START Supplied information
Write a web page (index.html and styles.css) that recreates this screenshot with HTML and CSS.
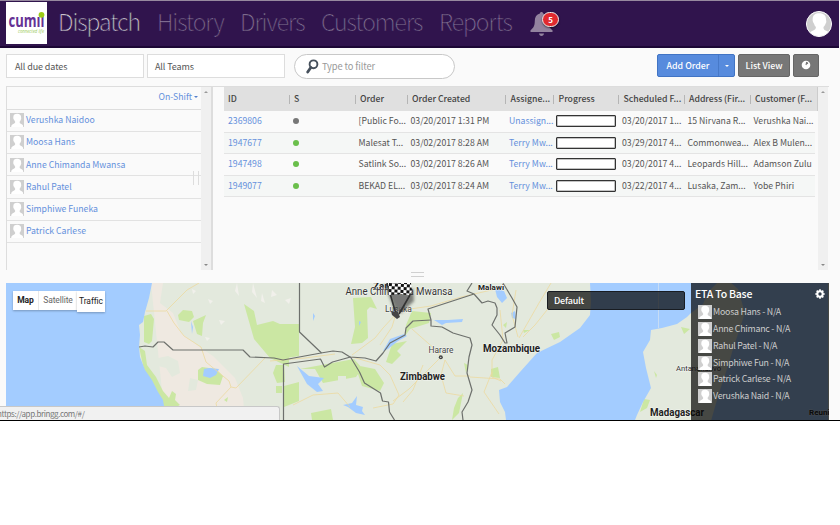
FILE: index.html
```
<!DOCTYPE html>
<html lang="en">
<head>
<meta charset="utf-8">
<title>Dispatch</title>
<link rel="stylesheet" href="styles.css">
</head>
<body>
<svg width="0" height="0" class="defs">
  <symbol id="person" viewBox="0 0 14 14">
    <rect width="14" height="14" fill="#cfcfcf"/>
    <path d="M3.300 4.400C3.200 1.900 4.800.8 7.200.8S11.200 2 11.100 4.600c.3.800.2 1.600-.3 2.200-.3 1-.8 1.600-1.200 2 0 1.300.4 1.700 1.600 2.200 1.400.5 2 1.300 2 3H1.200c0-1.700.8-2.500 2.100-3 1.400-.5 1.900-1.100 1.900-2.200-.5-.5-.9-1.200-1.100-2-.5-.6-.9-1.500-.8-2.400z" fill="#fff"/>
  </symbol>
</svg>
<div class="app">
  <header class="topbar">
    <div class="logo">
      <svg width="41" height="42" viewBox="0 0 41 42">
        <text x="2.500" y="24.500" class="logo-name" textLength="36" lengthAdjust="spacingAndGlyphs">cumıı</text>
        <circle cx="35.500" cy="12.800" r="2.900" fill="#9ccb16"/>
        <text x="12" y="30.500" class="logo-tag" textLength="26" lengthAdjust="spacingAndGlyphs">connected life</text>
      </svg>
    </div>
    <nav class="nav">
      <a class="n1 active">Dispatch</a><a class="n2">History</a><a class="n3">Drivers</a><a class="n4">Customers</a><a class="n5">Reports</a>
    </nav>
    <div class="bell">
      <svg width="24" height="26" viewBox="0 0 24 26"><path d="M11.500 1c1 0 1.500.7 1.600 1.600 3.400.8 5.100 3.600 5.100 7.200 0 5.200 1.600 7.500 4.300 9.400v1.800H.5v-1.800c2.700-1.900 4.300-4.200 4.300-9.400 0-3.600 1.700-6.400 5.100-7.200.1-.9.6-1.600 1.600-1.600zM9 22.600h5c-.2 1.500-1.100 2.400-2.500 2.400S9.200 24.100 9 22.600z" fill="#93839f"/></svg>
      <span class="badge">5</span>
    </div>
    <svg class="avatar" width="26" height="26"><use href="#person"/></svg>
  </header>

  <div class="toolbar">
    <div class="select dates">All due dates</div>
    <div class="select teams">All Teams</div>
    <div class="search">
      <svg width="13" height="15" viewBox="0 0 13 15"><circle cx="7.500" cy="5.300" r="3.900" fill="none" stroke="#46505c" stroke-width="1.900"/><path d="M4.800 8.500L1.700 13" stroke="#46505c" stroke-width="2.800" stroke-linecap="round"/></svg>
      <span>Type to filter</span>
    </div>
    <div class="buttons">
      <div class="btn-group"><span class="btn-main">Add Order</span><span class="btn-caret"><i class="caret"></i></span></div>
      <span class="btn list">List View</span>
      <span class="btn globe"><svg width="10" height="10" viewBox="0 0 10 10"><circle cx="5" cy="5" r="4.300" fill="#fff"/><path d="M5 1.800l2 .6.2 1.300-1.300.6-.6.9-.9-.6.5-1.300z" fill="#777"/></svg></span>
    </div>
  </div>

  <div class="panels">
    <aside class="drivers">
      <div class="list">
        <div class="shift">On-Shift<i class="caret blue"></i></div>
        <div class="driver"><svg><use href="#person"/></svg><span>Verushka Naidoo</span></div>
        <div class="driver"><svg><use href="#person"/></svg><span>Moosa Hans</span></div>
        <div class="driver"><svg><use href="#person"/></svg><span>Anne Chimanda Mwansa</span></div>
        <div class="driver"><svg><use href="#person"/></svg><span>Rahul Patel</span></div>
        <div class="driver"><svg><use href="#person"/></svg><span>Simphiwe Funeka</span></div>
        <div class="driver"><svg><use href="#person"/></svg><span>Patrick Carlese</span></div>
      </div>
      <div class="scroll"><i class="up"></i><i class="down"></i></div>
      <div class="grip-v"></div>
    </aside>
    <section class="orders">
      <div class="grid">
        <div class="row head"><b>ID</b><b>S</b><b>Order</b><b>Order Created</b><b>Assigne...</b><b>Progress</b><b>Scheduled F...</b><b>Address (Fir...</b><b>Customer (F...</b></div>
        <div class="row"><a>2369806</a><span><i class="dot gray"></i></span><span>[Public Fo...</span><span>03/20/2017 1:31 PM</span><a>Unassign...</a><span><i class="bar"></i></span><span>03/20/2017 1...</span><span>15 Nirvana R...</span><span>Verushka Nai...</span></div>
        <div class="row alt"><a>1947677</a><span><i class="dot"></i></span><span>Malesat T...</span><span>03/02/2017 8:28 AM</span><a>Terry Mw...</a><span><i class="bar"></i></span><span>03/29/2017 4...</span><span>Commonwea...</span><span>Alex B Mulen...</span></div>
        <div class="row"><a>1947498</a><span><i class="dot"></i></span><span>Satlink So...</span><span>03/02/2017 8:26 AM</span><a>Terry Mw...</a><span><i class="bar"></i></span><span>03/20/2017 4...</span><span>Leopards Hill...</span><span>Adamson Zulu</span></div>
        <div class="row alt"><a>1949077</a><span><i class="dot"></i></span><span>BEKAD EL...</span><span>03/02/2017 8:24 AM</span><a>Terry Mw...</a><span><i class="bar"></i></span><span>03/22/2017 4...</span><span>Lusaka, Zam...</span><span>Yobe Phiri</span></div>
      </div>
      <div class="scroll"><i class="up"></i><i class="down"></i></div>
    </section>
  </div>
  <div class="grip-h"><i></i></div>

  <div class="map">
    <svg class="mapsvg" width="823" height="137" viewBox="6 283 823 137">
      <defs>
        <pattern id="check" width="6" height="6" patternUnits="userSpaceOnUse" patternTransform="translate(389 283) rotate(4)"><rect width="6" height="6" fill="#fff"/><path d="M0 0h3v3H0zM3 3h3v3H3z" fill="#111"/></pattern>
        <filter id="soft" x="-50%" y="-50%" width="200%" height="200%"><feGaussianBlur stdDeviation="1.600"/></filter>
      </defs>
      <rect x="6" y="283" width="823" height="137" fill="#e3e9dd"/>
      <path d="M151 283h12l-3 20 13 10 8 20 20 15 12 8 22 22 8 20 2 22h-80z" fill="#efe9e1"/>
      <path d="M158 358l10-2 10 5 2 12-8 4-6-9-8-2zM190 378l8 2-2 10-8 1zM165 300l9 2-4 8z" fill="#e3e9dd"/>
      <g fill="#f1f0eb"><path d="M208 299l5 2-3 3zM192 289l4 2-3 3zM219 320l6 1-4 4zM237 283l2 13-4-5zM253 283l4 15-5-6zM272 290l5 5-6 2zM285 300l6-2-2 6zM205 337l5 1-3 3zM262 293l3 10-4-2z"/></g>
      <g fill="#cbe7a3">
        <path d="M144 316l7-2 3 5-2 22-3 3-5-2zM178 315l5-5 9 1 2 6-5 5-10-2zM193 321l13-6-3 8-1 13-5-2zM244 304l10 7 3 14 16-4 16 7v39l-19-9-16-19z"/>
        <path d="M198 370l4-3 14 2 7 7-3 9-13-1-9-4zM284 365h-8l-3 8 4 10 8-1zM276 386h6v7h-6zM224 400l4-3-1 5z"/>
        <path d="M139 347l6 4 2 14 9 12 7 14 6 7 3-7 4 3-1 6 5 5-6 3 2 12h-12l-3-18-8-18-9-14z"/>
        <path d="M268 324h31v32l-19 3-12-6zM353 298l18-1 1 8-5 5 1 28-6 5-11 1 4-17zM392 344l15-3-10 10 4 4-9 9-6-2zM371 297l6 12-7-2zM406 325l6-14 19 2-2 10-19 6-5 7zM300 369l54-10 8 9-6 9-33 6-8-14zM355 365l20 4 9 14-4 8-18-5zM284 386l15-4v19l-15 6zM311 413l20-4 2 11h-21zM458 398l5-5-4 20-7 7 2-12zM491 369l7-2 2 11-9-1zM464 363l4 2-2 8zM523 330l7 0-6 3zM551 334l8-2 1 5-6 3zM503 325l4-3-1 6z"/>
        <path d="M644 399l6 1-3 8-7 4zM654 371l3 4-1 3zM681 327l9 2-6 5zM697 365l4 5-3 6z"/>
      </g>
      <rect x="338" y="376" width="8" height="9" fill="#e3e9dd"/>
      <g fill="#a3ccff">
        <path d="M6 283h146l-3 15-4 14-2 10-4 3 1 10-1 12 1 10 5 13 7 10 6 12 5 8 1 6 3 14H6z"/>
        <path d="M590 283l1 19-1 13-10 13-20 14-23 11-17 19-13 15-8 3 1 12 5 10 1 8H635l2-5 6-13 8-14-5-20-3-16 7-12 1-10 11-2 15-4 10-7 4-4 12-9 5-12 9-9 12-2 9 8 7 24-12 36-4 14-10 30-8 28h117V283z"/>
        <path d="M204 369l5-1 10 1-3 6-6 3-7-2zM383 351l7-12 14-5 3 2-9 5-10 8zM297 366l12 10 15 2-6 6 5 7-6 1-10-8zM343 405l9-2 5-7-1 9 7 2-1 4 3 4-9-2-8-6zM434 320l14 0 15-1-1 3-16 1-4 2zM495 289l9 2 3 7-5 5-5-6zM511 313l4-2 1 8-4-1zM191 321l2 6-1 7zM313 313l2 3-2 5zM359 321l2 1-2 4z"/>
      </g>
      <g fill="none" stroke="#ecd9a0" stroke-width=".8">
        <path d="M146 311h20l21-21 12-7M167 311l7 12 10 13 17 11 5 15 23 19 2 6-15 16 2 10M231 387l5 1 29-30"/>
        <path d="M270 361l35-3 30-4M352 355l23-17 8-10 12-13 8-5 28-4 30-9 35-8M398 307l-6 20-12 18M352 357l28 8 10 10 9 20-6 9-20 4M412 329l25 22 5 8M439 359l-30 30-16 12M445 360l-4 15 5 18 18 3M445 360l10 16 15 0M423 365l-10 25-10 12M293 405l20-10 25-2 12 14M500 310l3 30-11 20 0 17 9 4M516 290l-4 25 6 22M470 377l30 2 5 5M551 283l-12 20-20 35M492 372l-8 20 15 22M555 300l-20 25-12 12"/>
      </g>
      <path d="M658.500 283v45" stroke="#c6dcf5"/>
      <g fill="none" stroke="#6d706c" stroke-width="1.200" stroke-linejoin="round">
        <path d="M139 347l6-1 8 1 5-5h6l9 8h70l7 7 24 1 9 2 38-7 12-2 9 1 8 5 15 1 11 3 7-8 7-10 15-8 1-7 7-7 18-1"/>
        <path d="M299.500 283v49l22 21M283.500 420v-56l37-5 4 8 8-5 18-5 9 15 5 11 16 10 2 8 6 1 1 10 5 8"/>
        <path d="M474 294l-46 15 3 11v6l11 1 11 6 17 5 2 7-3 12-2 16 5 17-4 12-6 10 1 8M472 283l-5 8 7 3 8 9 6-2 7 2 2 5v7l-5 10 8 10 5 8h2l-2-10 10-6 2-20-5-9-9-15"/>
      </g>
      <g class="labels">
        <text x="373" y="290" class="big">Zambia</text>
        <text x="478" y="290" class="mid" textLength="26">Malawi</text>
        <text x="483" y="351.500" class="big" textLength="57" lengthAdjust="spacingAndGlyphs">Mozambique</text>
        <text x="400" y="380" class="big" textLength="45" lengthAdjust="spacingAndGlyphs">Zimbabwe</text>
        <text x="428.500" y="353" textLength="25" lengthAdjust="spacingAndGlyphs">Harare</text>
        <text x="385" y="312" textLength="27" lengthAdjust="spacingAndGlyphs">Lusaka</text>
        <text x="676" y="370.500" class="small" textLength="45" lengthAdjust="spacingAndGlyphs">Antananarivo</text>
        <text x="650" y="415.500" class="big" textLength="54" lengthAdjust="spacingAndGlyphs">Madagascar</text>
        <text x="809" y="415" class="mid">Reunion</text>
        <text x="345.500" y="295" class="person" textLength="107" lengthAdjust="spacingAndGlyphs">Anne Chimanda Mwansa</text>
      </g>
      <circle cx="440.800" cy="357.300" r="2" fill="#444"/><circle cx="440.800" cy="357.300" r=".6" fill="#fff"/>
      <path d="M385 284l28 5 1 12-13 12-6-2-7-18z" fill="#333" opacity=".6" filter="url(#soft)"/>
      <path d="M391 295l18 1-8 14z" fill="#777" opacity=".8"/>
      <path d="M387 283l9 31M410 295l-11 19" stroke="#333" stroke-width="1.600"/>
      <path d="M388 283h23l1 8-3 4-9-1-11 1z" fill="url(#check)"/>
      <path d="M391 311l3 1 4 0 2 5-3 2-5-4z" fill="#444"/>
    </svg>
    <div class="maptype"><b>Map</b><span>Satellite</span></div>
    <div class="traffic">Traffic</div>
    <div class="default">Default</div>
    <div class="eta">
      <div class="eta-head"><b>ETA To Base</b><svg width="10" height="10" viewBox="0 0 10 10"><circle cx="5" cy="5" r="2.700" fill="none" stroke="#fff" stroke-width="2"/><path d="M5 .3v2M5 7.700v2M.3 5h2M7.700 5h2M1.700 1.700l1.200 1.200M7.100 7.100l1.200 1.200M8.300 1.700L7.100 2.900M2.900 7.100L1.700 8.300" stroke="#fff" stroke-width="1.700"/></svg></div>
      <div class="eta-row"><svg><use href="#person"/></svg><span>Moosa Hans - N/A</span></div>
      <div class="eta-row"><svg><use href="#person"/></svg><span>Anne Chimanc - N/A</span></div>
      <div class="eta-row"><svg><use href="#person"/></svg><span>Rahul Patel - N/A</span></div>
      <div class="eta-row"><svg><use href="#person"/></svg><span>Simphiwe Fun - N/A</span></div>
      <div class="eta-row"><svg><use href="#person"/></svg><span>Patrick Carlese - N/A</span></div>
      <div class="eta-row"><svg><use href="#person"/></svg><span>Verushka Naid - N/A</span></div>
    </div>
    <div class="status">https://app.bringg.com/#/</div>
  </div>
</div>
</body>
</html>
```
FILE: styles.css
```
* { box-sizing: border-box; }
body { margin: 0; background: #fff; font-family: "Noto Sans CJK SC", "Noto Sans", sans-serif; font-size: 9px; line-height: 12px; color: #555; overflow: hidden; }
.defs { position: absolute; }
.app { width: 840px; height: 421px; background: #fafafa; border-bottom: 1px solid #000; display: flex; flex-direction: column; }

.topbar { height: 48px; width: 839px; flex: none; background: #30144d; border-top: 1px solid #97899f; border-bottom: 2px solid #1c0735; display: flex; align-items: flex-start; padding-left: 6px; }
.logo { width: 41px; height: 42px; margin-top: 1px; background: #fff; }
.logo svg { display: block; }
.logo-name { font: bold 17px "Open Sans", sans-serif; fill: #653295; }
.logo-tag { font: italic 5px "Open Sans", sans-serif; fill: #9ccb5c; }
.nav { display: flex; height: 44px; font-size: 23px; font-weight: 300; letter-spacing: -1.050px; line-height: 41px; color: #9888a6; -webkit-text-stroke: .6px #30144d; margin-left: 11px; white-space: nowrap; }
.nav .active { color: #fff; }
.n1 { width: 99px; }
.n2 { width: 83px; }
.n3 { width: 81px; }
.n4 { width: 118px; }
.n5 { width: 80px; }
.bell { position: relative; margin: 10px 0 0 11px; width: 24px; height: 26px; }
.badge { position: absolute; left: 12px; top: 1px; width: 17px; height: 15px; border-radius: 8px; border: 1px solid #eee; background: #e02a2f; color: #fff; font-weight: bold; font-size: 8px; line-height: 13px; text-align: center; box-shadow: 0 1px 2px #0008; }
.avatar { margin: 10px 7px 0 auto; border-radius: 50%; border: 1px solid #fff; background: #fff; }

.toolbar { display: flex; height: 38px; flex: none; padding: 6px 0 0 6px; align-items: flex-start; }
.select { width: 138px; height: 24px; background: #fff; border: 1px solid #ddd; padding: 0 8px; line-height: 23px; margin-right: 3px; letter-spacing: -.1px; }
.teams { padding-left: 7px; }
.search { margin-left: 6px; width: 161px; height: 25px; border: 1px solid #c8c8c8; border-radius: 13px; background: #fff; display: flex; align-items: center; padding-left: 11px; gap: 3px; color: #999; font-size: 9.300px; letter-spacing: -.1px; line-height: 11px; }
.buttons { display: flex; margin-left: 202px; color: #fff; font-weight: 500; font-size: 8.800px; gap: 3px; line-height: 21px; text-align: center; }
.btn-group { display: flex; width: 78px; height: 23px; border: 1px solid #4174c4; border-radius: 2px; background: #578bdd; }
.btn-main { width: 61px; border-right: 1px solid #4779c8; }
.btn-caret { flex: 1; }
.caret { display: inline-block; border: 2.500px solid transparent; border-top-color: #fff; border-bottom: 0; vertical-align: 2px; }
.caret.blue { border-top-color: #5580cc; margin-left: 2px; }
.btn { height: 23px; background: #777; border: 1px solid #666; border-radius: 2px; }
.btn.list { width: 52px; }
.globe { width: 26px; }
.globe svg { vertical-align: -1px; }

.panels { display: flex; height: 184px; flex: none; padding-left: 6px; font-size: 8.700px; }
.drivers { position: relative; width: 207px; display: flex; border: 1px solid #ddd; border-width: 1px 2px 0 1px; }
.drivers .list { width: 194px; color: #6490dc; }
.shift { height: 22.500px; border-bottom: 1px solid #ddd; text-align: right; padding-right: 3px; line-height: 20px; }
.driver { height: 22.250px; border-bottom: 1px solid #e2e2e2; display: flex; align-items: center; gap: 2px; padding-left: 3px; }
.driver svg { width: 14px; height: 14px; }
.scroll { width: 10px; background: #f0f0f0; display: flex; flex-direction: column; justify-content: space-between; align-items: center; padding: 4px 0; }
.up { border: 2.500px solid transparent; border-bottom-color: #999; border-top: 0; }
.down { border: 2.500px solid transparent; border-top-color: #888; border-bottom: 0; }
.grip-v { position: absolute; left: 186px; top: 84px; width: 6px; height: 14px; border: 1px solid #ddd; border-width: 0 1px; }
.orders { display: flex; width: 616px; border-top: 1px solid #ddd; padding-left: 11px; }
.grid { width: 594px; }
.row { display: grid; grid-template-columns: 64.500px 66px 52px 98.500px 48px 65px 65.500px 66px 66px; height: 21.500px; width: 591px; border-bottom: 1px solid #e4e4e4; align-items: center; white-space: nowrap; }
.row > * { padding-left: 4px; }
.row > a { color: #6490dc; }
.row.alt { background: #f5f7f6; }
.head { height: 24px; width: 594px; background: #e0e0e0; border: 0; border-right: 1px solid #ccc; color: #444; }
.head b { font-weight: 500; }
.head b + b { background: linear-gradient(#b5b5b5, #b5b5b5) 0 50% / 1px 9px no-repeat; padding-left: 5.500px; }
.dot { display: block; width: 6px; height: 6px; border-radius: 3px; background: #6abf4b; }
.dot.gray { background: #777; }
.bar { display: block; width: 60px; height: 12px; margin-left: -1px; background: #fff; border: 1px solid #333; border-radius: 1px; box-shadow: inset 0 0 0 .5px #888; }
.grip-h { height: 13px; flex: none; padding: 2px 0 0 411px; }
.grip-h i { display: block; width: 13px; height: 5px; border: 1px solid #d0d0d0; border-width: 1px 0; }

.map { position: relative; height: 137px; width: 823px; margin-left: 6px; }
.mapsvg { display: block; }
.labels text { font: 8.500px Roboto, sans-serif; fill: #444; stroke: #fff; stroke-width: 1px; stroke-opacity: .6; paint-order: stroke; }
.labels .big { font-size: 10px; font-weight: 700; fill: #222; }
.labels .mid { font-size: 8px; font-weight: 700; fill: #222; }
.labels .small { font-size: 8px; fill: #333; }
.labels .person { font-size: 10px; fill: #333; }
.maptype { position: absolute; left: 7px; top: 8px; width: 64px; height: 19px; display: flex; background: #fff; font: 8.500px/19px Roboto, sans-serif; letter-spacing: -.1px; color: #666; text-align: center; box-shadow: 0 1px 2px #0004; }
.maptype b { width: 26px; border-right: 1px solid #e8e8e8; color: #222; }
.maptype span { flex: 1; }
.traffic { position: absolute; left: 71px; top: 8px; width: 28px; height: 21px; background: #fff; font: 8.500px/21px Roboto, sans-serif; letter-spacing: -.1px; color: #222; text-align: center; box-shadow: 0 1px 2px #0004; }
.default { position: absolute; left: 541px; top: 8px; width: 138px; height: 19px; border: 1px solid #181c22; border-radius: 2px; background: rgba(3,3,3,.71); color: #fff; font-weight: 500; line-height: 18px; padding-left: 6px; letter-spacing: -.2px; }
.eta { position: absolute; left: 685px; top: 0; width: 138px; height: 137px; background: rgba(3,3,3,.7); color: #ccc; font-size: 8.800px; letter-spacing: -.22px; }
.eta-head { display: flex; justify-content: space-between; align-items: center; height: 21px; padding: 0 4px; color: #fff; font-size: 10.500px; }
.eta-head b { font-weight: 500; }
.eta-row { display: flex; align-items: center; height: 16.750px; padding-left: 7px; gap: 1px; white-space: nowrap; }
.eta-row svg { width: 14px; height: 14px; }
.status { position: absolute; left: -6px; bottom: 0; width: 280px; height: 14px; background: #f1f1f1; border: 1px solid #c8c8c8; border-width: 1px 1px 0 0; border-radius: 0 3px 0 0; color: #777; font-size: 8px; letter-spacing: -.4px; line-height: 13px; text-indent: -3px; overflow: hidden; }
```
END Supplied information
● **Task**
All lines that include "html" are to be gathered and copied.

● **The result**
Write a web page (index.html and styles.css) that recreates this screenshot with HTML and CSS.
FILE: index.html
<!DOCTYPE html>
<html lang="en">
</html>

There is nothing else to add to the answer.